The kind of look that didn't belong to heroes.

The kind he'd caught in his bathroom mirror the day he got diagnosed.

Not romantic. Not poetic.

Just a creature refusing to fold.

[ALERT: Proxy vitals below critical threshold]

The display flashed. A shrill alarm hammered the speakers, sharp enough to make his chest tighten.

Then the storm view got hijacked by a pop-up.

It didn't look like an emergency alert.

It looked like a sales screen.

Cheap typography. Aggressive spacing. Too clean for a dying girl.

[URGENT NOTICE]

[Proxy is within minutes of death by dehydration]

[First Transaction Offer — Limited]

[Item: E-Grade Purified Water (500ml)]

[Standard Price: 998 Echo Credits]

[Offer Price: 6.00 Echo Credits]

A smaller line appeared beneath, colder than the rest.

[Wallet Link: 1 Echo Credit = 1 FedCred (bound transfer)]

And then the part that mattered.

[Non-Intervention Result: Contract Asset forfeiture]

[Forfeiture Consequence: Host-side synchronized disposal procedure]

[Time Remaining: 00:05]

Lu Jin stared at that last line.

Disposal procedure.

The system had the tone of a loan shark offering a "flexible plan."

He laughed.

It came out brittle, scraped dry by the paint fumes and the blood he'd been swallowing all week.

"I'm dying," he said to the phone. "And you're shaking me down for six credits."

The absurdity landed hard enough to almost feel like relief.

Almost.

But his eyes kept drifting back to Li Xing's face.

Not because she was pretty.

Because the light in her gaze was slipping, and he recognized the exact moment when someone started letting go.

Six credits.

One cup of instant noodles tonight.

Or the difference between swallowing pain and wearing it.

Tomorrow's suppressant shot didn't care about six credits, except that the world did.

The timers sat on the same screen like twin nooses.

His: 132 days.

Hers: twenty-nine minutes.

And the system had the nerve to put a discount sticker on a human being.

If it's real…

That thought slid in, sharp and unwelcome.

Lu Jin's mind didn't do hope.

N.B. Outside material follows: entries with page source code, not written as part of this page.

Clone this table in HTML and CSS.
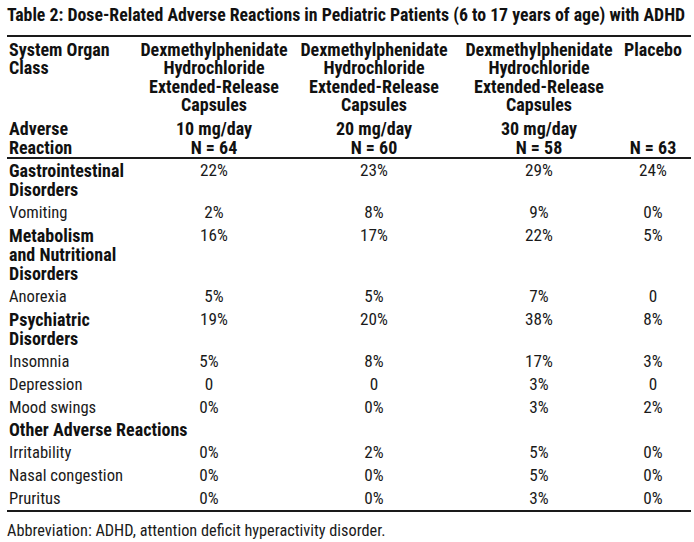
FILE: index.html
```html
<!DOCTYPE html>
<html lang="en">
<head>
<meta charset="utf-8">
<title>Table 2</title>
<link rel="stylesheet" href="styles.css">
</head>
<body>
<div class="page">
  <h1 class="title">Table 2: Dose-Related Adverse Reactions in Pediatric Patients (6 to 17 years of age) with ADHD</h1>
  <table class="ae-table">
    <colgroup>
      <col class="c-label">
      <col class="c-10">
      <col class="c-20">
      <col class="c-30">
      <col class="c-pl">
    </colgroup>
    <thead>
      <tr class="head-a">
        <th class="lbl">System Organ<br>Class</th>
        <th>Dexmethylphenidate<br>Hydrochloride<br>Extended-Release<br>Capsules</th>
        <th>Dexmethylphenidate<br>Hydrochloride<br>Extended-Release<br>Capsules</th>
        <th>Dexmethylphenidate<br>Hydrochloride<br>Extended-Release<br>Capsules</th>
        <th class="pl">Placebo</th>
      </tr>
      <tr class="head-b">
        <th class="lbl">Adverse<br>Reaction</th>
        <th>10 mg/day<br>N = 64</th>
        <th>20 mg/day<br>N = 60</th>
        <th>30 mg/day<br>N = 58</th>
        <th class="pl">N = 63</th>
      </tr>
    </thead>
    <tbody>
      <tr><td class="lbl soc">Gastrointestinal<br>Disorders</td><td>22%</td><td>23%</td><td>29%</td><td class="pl">24%</td></tr>
      <tr><td class="lbl">Vomiting</td><td>2%</td><td>8%</td><td>9%</td><td class="pl">0%</td></tr>
      <tr><td class="lbl soc">Metabolism<br>and Nutritional<br>Disorders</td><td>16%</td><td>17%</td><td>22%</td><td class="pl">5%</td></tr>
      <tr><td class="lbl">Anorexia</td><td>5%</td><td>5%</td><td>7%</td><td class="pl">0</td></tr>
      <tr><td class="lbl soc">Psychiatric<br>Disorders</td><td>19%</td><td>20%</td><td>38%</td><td class="pl">8%</td></tr>
      <tr><td class="lbl">Insomnia</td><td class="shift">5%</td><td>8%</td><td>17%</td><td class="pl">3%</td></tr>
      <tr><td class="lbl">Depression</td><td class="shift">0</td><td>0</td><td>3%</td><td class="pl">0</td></tr>
      <tr><td class="lbl">Mood swings</td><td class="shift">0%</td><td>0%</td><td>3%</td><td class="pl">2%</td></tr>
      <tr><td class="lbl soc" colspan="5">Other Adverse Reactions</td></tr>
      <tr><td class="lbl">Irritability</td><td class="shift">0%</td><td>2%</td><td>5%</td><td class="pl">0%</td></tr>
      <tr><td class="lbl">Nasal congestion</td><td class="shift">0%</td><td>0%</td><td>5%</td><td class="pl">0%</td></tr>
      <tr><td class="lbl">Pruritus</td><td class="shift">0%</td><td>0%</td><td>3%</td><td class="pl">0%</td></tr>
    </tbody>
  </table>
  <p class="note">Abbreviation: ADHD, attention deficit hyperactivity disorder.</p>
</div>
</body>
</html>
```
FILE: styles.css
```css
html, body {
  margin: 0;
  padding: 0;
  background: #ffffff;
}

body {
  font-family: "Roboto Condensed", Roboto, "Liberation Sans", sans-serif;
  font-stretch: 75%;
  font-size: 17.2px;
  font-weight: 400;
  color: #1a1a1a;
}

.page {
  width: 684px;
  padding: 5px 3px 0 7px;
}

.title {
  margin: 0 0 11px 0;
  font-size: 17.8px;
  line-height: 19.2px;
  font-weight: bold;
  color: #111111;
  white-space: nowrap;
}

.ae-table {
  width: 684px;
  border-collapse: collapse;
  table-layout: fixed;
  border-top: 2px solid #1a1a1a;
  border-bottom: 2px solid #1a1a1a;
}

.c-label { width: 129px; }
.c-10 { width: 156px; }
.c-20 { width: 164px; }
.c-30 { width: 166px; }
.c-pl { width: 69px; }

.ae-table th,
.ae-table td {
  padding: 0;
  text-align: center;
  white-space: nowrap;
}

.ae-table th {
  font-size: 18px;
  font-weight: bold;
  line-height: 18.5px;
  color: #111111;
}

.ae-table .lbl {
  text-align: left;
  padding-left: 2px;
}

.ae-table .pl {
  padding-right: 7px;
}

.head-a th {
  vertical-align: top;
  padding-top: 3.5px;
  padding-bottom: 3px;
}

.head-b th {
  vertical-align: bottom;
  padding-top: 2.5px;
  padding-bottom: 0;
  border-bottom: 2px solid #1a1a1a;
}

.ae-table td {
  vertical-align: top;
  line-height: 19.2px;
  padding-top: 2px;
  padding-bottom: 1.6px;
}

.ae-table td.lbl {
  font-size: 16.6px;
}

.ae-table td.soc {
  font-size: 18px;
  font-weight: bold;
  color: #111111;
}

.ae-table td.shift {
  padding-right: 10px;
}

.note {
  margin: 9px 0 0 0;
  font-size: 16.3px;
  line-height: 19.2px;
}
```
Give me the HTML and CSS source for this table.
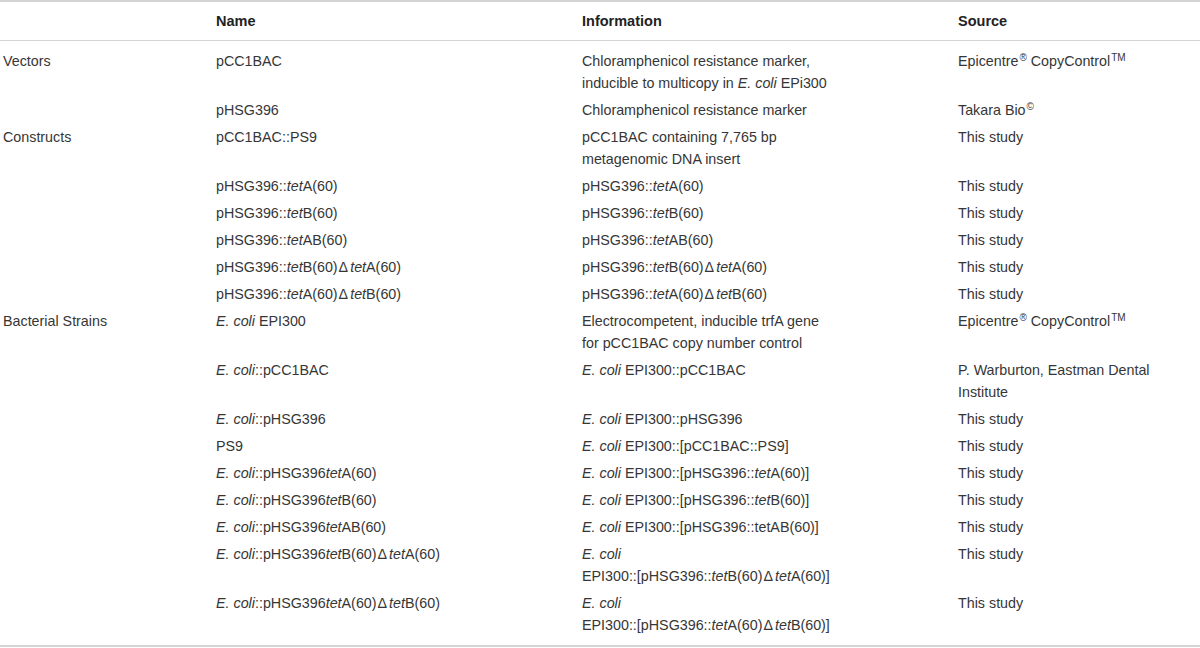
FILE: index.html
```html
<!DOCTYPE html>
<html lang="en">
<head>
<meta charset="utf-8">
<title>Strains and plasmids</title>
<link rel="stylesheet" href="styles.css">
</head>
<body>
<table class="tbl">
  <colgroup>
    <col class="c1"><col class="c2"><col class="c3"><col class="c4">
  </colgroup>
  <thead>
    <tr><th></th><th>Name</th><th>Information</th><th>Source</th></tr>
  </thead>
  <tbody>
    <tr class="first"><td>Vectors</td><td>pCC1BAC</td><td>Chloramphenicol resistance marker,<br>inducible to multicopy in <i>E. coli</i> EPi300</td><td>Epicentre<sup>®</sup> CopyControl<sup>TM</sup></td></tr>
    <tr><td></td><td>pHSG396</td><td>Chloramphenicol resistance marker</td><td>Takara Bio<sup>©</sup></td></tr>
    <tr><td>Constructs</td><td>pCC1BAC::PS9</td><td>pCC1BAC containing 7,765 bp<br>metagenomic DNA insert</td><td>This study</td></tr>
    <tr><td></td><td>pHSG396::<i>tet</i>A(60)</td><td>pHSG396::<i>tet</i>A(60)</td><td>This study</td></tr>
    <tr><td></td><td>pHSG396::<i>tet</i>B(60)</td><td>pHSG396::<i>tet</i>B(60)</td><td>This study</td></tr>
    <tr><td></td><td>pHSG396::<i>tet</i>AB(60)</td><td>pHSG396::<i>tet</i>AB(60)</td><td>This study</td></tr>
    <tr><td></td><td>pHSG396::<i>tet</i>B(60)<span class="d">Δ</span><i>tet</i>A(60)</td><td>pHSG396::<i>tet</i>B(60)<span class="d">Δ</span><i>tet</i>A(60)</td><td>This study</td></tr>
    <tr><td></td><td>pHSG396::<i>tet</i>A(60)<span class="d">Δ</span><i>tet</i>B(60)</td><td>pHSG396::<i>tet</i>A(60)<span class="d">Δ</span><i>tet</i>B(60)</td><td>This study</td></tr>
    <tr><td>Bacterial Strains</td><td><i>E. coli</i> EPI300</td><td>Electrocompetent, inducible trfA gene<br>for pCC1BAC copy number control</td><td>Epicentre<sup>®</sup> CopyControl<sup>TM</sup></td></tr>
    <tr><td></td><td><i>E. coli</i>::pCC1BAC</td><td><i>E. coli</i> EPI300::pCC1BAC</td><td>P. Warburton, Eastman Dental<br>Institute</td></tr>
    <tr><td></td><td><i>E. coli</i>::pHSG396</td><td><i>E. coli</i> EPI300::pHSG396</td><td>This study</td></tr>
    <tr><td></td><td>PS9</td><td><i>E. coli</i> EPI300::[pCC1BAC::PS9]</td><td>This study</td></tr>
    <tr><td></td><td><i>E. coli</i>::pHSG396<i>tet</i>A(60)</td><td><i>E. coli</i> EPI300::[pHSG396::<i>tet</i>A(60)]</td><td>This study</td></tr>
    <tr><td></td><td><i>E. coli</i>::pHSG396<i>tet</i>B(60)</td><td><i>E. coli</i> EPI300::[pHSG396::<i>tet</i>B(60)]</td><td>This study</td></tr>
    <tr><td></td><td><i>E. coli</i>::pHSG396<i>tet</i>AB(60)</td><td><i>E. coli</i> EPI300::[pHSG396::tetAB(60)]</td><td>This study</td></tr>
    <tr><td></td><td><i>E. coli</i>::pHSG396<i>tet</i>B(60)<span class="d">Δ</span><i>tet</i>A(60)</td><td><i>E. coli</i><br>EPI300::[pHSG396::<i>tet</i>B(60)<span class="d">Δ</span><i>tet</i>A(60)]</td><td>This study</td></tr>
    <tr class="last"><td></td><td><i>E. coli</i>::pHSG396<i>tet</i>A(60)<span class="d">Δ</span><i>tet</i>B(60)</td><td><i>E. coli</i><br>EPI300::[pHSG396::<i>tet</i>A(60)<span class="d">Δ</span><i>tet</i>B(60)]</td><td>This study</td></tr>
  </tbody>
</table>
</body>
</html>
```

FILE: styles.css
```css
html, body {
  margin: 0;
  padding: 0;
  background: #ffffff;
}

.tbl {
  width: 1200px;
  border-collapse: collapse;
  table-layout: fixed;
  font-family: "Liberation Sans", Arial, sans-serif;
  font-size: 14.3px;
  color: #363636;
  border-top: 2px solid #d4d4d4;
  border-bottom: 2px solid #d4d4d4;
}

.c1 { width: 213px; }
.c2 { width: 366px; }
.c3 { width: 376px; }
.c4 { width: 245px; }

.tbl th {
  text-align: left;
  font-weight: bold;
  font-size: 14.5px;
  color: #222222;
  height: 38px;
  padding: 0 3px;
  vertical-align: middle;
  border-bottom: 1px solid #d4d4d4;
  line-height: 22px;
}

.tbl td {
  padding: 2.5px 3px;
  line-height: 22px;
  vertical-align: top;
  white-space: nowrap;
}

.tbl tr.first td {
  padding-top: 9px;
}

.tbl tr.last td {
  padding-bottom: 9px;
}

.tbl i {
  font-style: italic;
}

.tbl sup {
  font-size: 10px;
  line-height: 0;
  vertical-align: 5px;
  margin-left: 1px;
}

.d {
  margin: 0 2px 0 1px;
}
```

It did margins.

In a boardroom, someone would call it "risk assessment."

In the Undercity, it was called being alive long enough to regret something later.

A dead end had trapped him: disease, debt, hunger, men with tools.

No exit.

No loophole.

No third option.

Unless—

Unless this was a new kind of trap.

Or a new kind of rule.

And if it was a rule…

Rules had exploits.

His forearm ached in dull pulses where old IV bruises hid under skin. The shortfall of medicine had already begun its countdown inside him, even without the phone's help.

The system's payment button pulsed with mechanical insistence.

00:03.

Lu Jin swallowed against the metallic taste in his throat.

"Insane."

He didn't say it like a complaint.

He said it like a test.

His thumb came down on [PAY] hard enough to feel the glass flex.

[Transaction accepted]

[Deducted: 6.00 Echo Credits]

[Transfer channel: Bound wallet → Authorized]

[Deploying supply to dimensional anchor…]

Out in the storm, a pinpoint of light appeared.

Small.

Real.

It cut through the blizzard like a match struck in the dark.